■ **Written exercise**
Repeat all of the material below exactly as written, images excluded.

■ **Supplied data**
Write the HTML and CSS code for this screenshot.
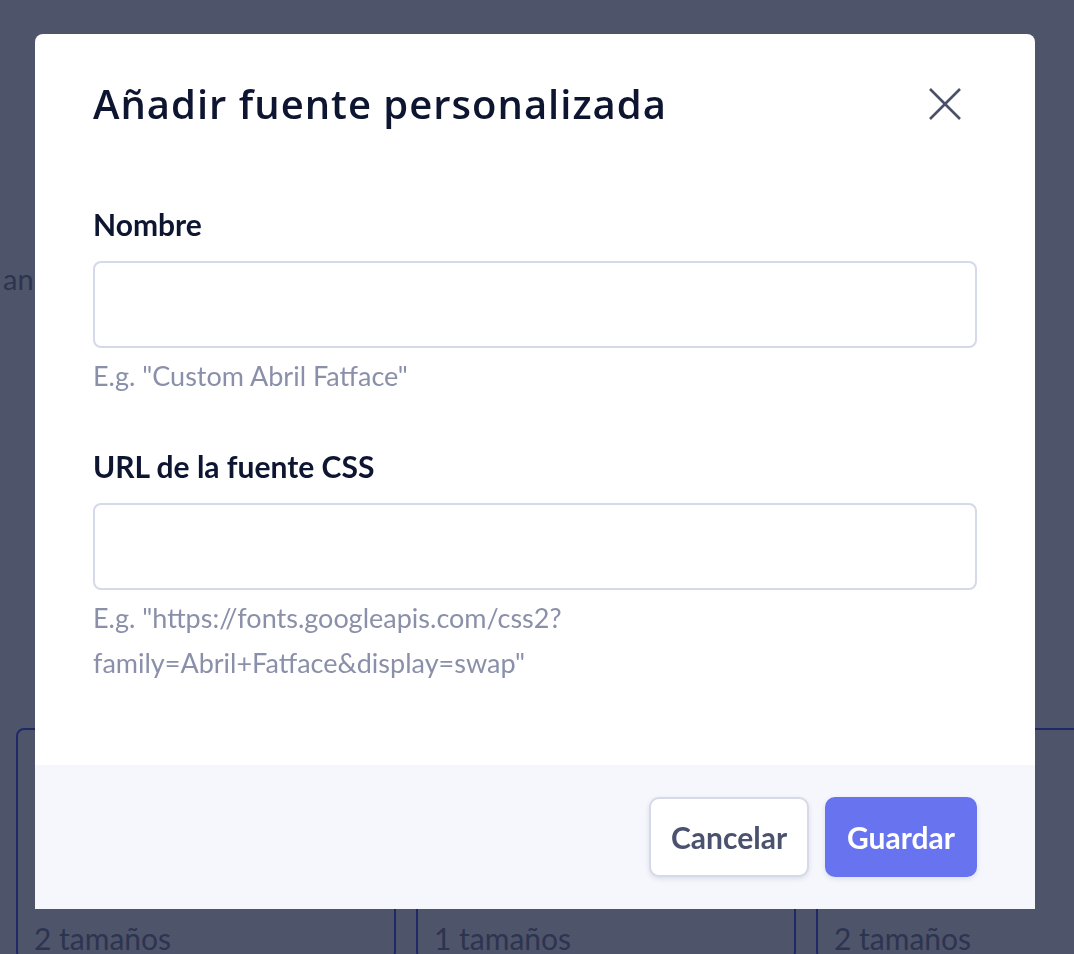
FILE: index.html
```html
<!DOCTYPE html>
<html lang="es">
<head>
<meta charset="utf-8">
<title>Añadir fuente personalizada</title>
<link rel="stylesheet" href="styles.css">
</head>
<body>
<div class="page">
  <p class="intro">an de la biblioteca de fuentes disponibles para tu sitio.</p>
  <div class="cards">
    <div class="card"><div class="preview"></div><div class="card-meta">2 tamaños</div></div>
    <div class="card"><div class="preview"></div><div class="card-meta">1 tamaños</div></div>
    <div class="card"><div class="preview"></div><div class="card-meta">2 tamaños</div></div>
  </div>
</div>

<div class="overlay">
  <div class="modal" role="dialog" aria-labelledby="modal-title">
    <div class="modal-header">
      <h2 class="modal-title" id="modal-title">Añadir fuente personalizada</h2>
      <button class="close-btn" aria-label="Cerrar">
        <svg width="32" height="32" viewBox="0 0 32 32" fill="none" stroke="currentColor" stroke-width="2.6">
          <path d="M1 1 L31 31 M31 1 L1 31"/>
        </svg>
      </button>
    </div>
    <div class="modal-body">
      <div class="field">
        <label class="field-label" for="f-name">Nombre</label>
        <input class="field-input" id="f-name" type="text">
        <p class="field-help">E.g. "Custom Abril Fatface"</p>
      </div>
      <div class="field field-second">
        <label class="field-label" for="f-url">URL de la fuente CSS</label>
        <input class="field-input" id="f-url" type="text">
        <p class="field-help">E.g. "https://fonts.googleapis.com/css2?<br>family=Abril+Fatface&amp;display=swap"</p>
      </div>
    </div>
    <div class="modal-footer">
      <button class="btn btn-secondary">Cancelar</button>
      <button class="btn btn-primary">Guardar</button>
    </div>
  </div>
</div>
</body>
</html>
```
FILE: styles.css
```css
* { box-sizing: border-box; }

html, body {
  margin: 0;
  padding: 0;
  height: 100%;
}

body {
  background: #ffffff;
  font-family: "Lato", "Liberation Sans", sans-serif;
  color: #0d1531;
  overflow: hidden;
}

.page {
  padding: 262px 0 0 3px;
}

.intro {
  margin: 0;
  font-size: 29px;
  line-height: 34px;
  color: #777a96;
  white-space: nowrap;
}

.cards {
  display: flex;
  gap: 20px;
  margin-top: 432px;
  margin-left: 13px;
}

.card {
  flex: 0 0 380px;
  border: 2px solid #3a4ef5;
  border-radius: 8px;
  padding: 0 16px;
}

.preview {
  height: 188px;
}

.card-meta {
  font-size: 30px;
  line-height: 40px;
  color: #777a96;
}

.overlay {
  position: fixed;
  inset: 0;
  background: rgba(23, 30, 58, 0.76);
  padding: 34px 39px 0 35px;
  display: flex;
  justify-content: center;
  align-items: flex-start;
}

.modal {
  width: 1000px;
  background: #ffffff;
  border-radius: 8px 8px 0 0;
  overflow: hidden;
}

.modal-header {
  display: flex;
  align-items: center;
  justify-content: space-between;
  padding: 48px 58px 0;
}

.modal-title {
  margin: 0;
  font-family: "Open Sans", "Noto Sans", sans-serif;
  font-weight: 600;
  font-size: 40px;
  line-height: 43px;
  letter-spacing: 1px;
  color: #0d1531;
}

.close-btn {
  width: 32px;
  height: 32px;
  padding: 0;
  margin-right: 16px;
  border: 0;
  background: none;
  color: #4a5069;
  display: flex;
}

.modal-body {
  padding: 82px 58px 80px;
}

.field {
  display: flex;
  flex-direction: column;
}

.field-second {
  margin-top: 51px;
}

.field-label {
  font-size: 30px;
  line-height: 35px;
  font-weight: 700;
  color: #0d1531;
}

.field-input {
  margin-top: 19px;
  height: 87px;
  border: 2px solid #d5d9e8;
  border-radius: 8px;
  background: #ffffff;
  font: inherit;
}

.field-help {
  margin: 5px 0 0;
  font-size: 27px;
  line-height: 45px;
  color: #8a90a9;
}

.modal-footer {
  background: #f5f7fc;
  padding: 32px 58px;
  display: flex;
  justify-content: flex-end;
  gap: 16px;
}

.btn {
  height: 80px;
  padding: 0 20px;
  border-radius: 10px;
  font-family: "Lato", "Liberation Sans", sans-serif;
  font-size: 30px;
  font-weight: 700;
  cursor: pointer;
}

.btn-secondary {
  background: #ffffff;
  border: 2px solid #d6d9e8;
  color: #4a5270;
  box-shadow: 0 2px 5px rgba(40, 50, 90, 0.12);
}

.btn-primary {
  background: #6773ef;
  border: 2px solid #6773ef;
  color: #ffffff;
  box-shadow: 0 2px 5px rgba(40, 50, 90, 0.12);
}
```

■ **Task output**
Write the HTML and CSS code for this screenshot.
FILE: index.html
```html
<!DOCTYPE html>
<html lang="es">
<head>
<meta charset="utf-8">
<title>Añadir fuente personalizada</title>
<link rel="stylesheet" href="styles.css">
</head>
<body>
<div class="page">
  <p class="intro">an de la biblioteca de fuentes disponibles para tu sitio.</p>
  <div class="cards">
    <div class="card"><div class="preview"></div><div class="card-meta">2 tamaños</div></div>
    <div class="card"><div class="preview"></div><div class="card-meta">1 tamaños</div></div>
    <div class="card"><div class="preview"></div><div class="card-meta">2 tamaños</div></div>
  </div>
</div>

<div class="overlay">
  <div class="modal" role="dialog" aria-labelledby="modal-title">
    <div class="modal-header">
      <h2 class="modal-title" id="modal-title">Añadir fuente personalizada</h2>
      <button class="close-btn" aria-label="Cerrar">
        <svg width="32" height="32" viewBox="0 0 32 32" fill="none" stroke="currentColor" stroke-width="2.6">
          <path d="M1 1 L31 31 M31 1 L1 31"/>
        </svg>
      </button>
    </div>
    <div class="modal-body">
      <div class="field">
        <label class="field-label" for="f-name">Nombre</label>
        <input class="field-input" id="f-name" type="text">
        <p class="field-help">E.g. "Custom Abril Fatface"</p>
      </div>
      <div class="field field-second">
        <label class="field-label" for="f-url">URL de la fuente CSS</label>
        <input class="field-input" id="f-url" type="text">
        <p class="field-help">E.g. "https://fonts.googleapis.com/css2?<br>family=Abril+Fatface&amp;display=swap"</p>
      </div>
    </div>
    <div class="modal-footer">
      <button class="btn btn-secondary">Cancelar</button>
      <button class="btn btn-primary">Guardar</button>
    </div>
  </div>
</div>
</body>
</html>
```
FILE: styles.css
```css
* { box-sizing: border-box; }

html, body {
  margin: 0;
  padding: 0;
  height: 100%;
}

body {
  background: #ffffff;
  font-family: "Lato", "Liberation Sans", sans-serif;
  color: #0d1531;
  overflow: hidden;
}

.page {
  padding: 262px 0 0 3px;
}

.intro {
  margin: 0;
  font-size: 29px;
  line-height: 34px;
  color: #777a96;
  white-space: nowrap;
}

.cards {
  display: flex;
  gap: 20px;
  margin-top: 432px;
  margin-left: 13px;
}

.card {
  flex: 0 0 380px;
  border: 2px solid #3a4ef5;
  border-radius: 8px;
  padding: 0 16px;
}

.preview {
  height: 188px;
}

.card-meta {
  font-size: 30px;
  line-height: 40px;
  color: #777a96;
}

.overlay {
  position: fixed;
  inset: 0;
  background: rgba(23, 30, 58, 0.76);
  padding: 34px 39px 0 35px;
  display: flex;
  justify-content: center;
  align-items: flex-start;
}

.modal {
  width: 1000px;
  background: #ffffff;
  border-radius: 8px 8px 0 0;
  overflow: hidden;
}

.modal-header {
  display: flex;
  align-items: center;
  justify-content: space-between;
  padding: 48px 58px 0;
}

.modal-title {
  margin: 0;
  font-family: "Open Sans", "Noto Sans", sans-serif;
  font-weight: 600;
  font-size: 40px;
  line-height: 43px;
  letter-spacing: 1px;
  color: #0d1531;
}

.close-btn {
  width: 32px;
  height: 32px;
  padding: 0;
  margin-right: 16px;
  border: 0;
  background: none;
  color: #4a5069;
  display: flex;
}

.modal-body {
  padding: 82px 58px 80px;
}

.field {
  display: flex;
  flex-direction: column;
}

.field-second {
  margin-top: 51px;
}

.field-label {
  font-size: 30px;
  line-height: 35px;
  font-weight: 700;
  color: #0d1531;
}

.field-input {
  margin-top: 19px;
  height: 87px;
  border: 2px solid #d5d9e8;
  border-radius: 8px;
  background: #ffffff;
  font: inherit;
}

.field-help {
  margin: 5px 0 0;
  font-size: 27px;
  line-height: 45px;
  color: #8a90a9;
}

.modal-footer {
  background: #f5f7fc;
  padding: 32px 58px;
  display: flex;
  justify-content: flex-end;
  gap: 16px;
}

.btn {
  height: 80px;
  padding: 0 20px;
  border-radius: 10px;
  font-family: "Lato", "Liberation Sans", sans-serif;
  font-size: 30px;
  font-weight: 700;
  cursor: pointer;
}

.btn-secondary {
  background: #ffffff;
  border: 2px solid #d6d9e8;
  color: #4a5270;
  box-shadow: 0 2px 5px rgba(40, 50, 90, 0.12);
}

.btn-primary {
  background: #6773ef;
  border: 2px solid #6773ef;
  color: #ffffff;
  box-shadow: 0 2px 5px rgba(40, 50, 90, 0.12);
}
```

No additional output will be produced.